Optimize Confluent Cloud Clients for Latency

Apache Kafka® provides very low end-to-end latency for large volumes of data. This means the amount of time it takes for a record that is produced to Kafka to be fetched by the consumer is short.

If you’re using a dedicated cluster, adding additional CKUs can reduce latency. Other relevant variables that affect end-to-end latency include the implementation of client apps, partitioning and keying strategy, produce and consume patterns, network latency and QoS, and more. Clusters in Confluent Cloud are already configured for low latency and there are many ways to configure your client applications to reduce latency.

Configure Kafka to Minimize Latency (blog post) provides a comprehensive guide to measuring and improving latency for your streaming applications, and Optimizing Your Apache Kafka Deployment (whitepaper) details more of the tradeoffs between latency, throughput, durability, and availability.

Key Concepts and Configuratons

Many of the Kafka configuration parameters discussed on the Optimize Confluent Cloud Clients for Throughput page have default settings that optimize for latency so typically you don’t need to adjust those configuration parameters. This page includes a review of the key parameters to understand how they work.

Some configuration parameters in this page have a range of values. How you set them depends on your requirements and other factors, such as the average message size, number of partitions, and other differences in the environment. So, benchmarking helps to validate the configuration for your application and environment.

Number of Partitions

The Confluent guidelines show you how to choose the number of partitions. Since a partition is a unit of parallelism in Kafka, an increased number of partitions may increase throughput.

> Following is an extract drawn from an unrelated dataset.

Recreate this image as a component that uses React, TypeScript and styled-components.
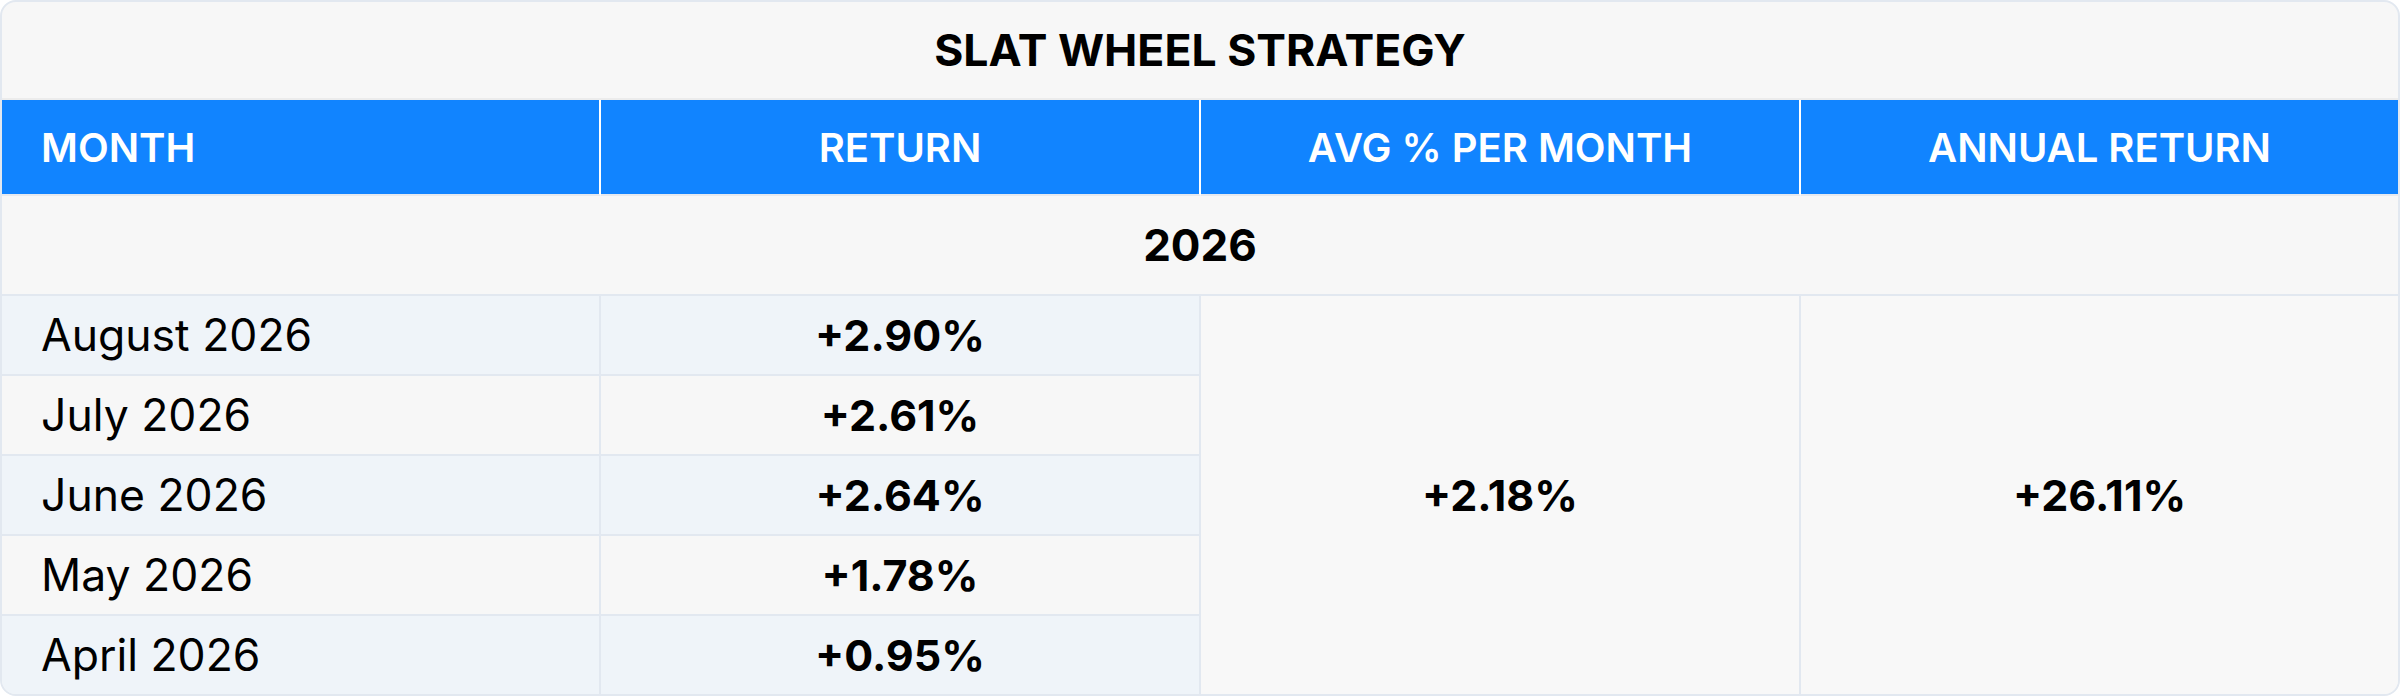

There is a trade-off for an increased number of partitions, and that’s increased latency. It may take longer to replicate several partitions shared between each pair of brokers and consequently take longer for messages to be considered committed. No message can be consumed until it is committed, so this can ultimately increase end-to-end latency.

Batching Messages

Producers automatically batch messages, which means they collect messages to send together. If there is less time given waiting for those batches to fill, then there is less latency producing data to Confluent Cloud. By default, the producer is tuned for low latency and the configuration parameter linger.ms is set to 0–the producer sends data as soon as it has data to send. In this case, it isn’t true that batching is disabled—messages are always sent in batches—but sometimes a batch may have only one message (unless messages are passed to the producer faster than the producer can send them).

Compression

Consider whether you need to enable compression. Enabling compression typically requires more CPU cycles, but reduces network bandwidth usage. Disabling compression, on the other hand, spares the CPU cycles but increases network bandwidth usage. Depending on the compression performance, you may consider leaving compression disabled with compression.type=none to spare the CPU cycles, although a good compression codec may potentially reduce latency as well.

Producer acks

You can tune the number of acknowledgments the producer requires the leader broker in the Confluent Cloud cluster to have received before it considers a request complete.

Note

This acknowledgment to the producer differs from when a message is considered committed.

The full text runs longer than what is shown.